RNA sequencing-based analysis of differentially expressed genes (DEG) by EIN3 and AKIN10. (a,b) Comparative analysis of DEG up-regulated by EIN3 and down-regulated by AKIN10 (a) and those down-regulated by EIN3 and up-regulated by AKIN10 (b). (c,d) Expression of genes up-regulated by EIN3 and down-regulated by AKIN10 (c) and those down-regulated by EIN3 and up-regulated by AKIN10 (d) were measured using Arabidopsis protoplasts in combination of EIN3 and AKIN10 using RT-qPCR. (e,f) Comparative analysis of DEG up-regulated by both EIN3 and AKIN10 (e) and those down-regulated by both EIN3 and AKIN10 (f). (g) Meta-analysis of DEG up-regulated by both EIN3 and AKIN10 with those by hypoxia. (h) Expression of genes up-regulated by both EIN3 and AKIN10 was measured in combination of EIN3 and AKIN10 using RT-qPCR. (c,d,h) Values are means of triplicates with standard error bars (*p < 0.001; **p < 0.01; ***p < 0.05).

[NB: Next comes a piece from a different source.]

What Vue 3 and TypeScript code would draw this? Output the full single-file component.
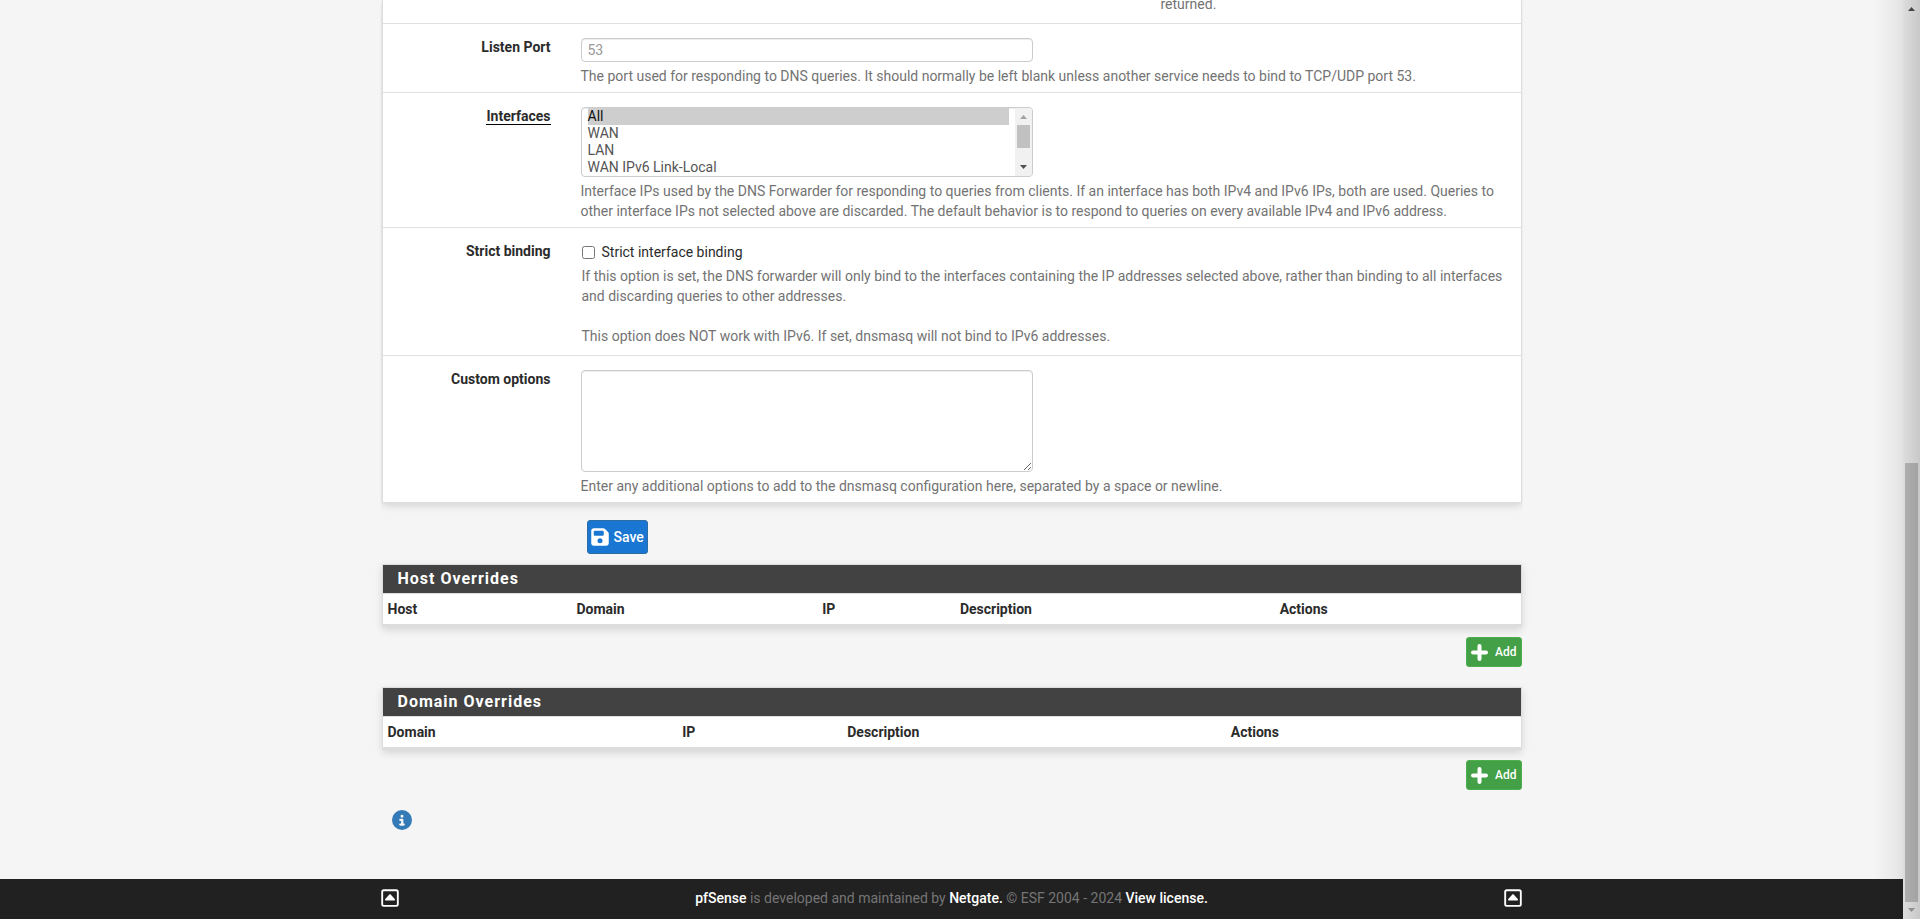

All experiments were repeated with consistent results.

Figure 4

An AKIN10 elicitor DCMU delays EIN3-dependent ethylene inducible leaf senescence. (a,b) Anthocyanin accumulation was observed (a) and measured (b) in detached mature leaves in combination of sucrose and DCMU under light (n = 25). (c,d) Leaf degreening (c) was monitored and chlorophyll contents (d) were measured with detached mature leaves in combination of ACC and DCMU under darkness (n = 25). Values are means of triplicates with standard error bars (*p < 0.001; **p < 0.01; ***p < 0.05). (e) Expression of marker genes for senescence and ethylene signaling was monitored using quantitative RT-qPCR. EIF4a served as a control. (f) Leaf degreening was observed for Col-0, ethylene insensitive ein3-1 and ethylene oversensitive EIN3-expressing transgenic lines (EIN3) in the absence and presence of DCMU. (g) Fluorescence signals were observed in root tips of EIN3-GFP expressing transgenic Col-0 in the presence of ACC and/or DCMU under confocal microscopy. (h) Fluorescence signals were observed in root tips of transgenic lines expressing EIN3-GFP and AKIN10 ^WT or AKIN10 ^IN in the presence of ACC under confocal microscopy. All experiments were repeated with consistent results. Representative results were shown.

Figure 5

AKIN10 activity negatively modulates dark inducible leaf senescence. (a,b) Dark-inducible leaf degreening (a) was observed and chlorophyll contents (b) were measured for Col-0, ein3-1, transgenic Col-0 expressing EIN3, AKIN10 ^WT, or AKIN10 ^IN and transgenic ein3-1 expressing AKIN10 ^WT or AKIN10 ^IN. Values were means of triplicates with standard errors (n = 5). Experiments were repeated with consistent results. (c,d) Expression of marker genes for early (NAC2) (c) and late (SAG12) (d) senescence responses was monitored using quantitative RT-qPCR. Values were means of triplicates with standard-error bars.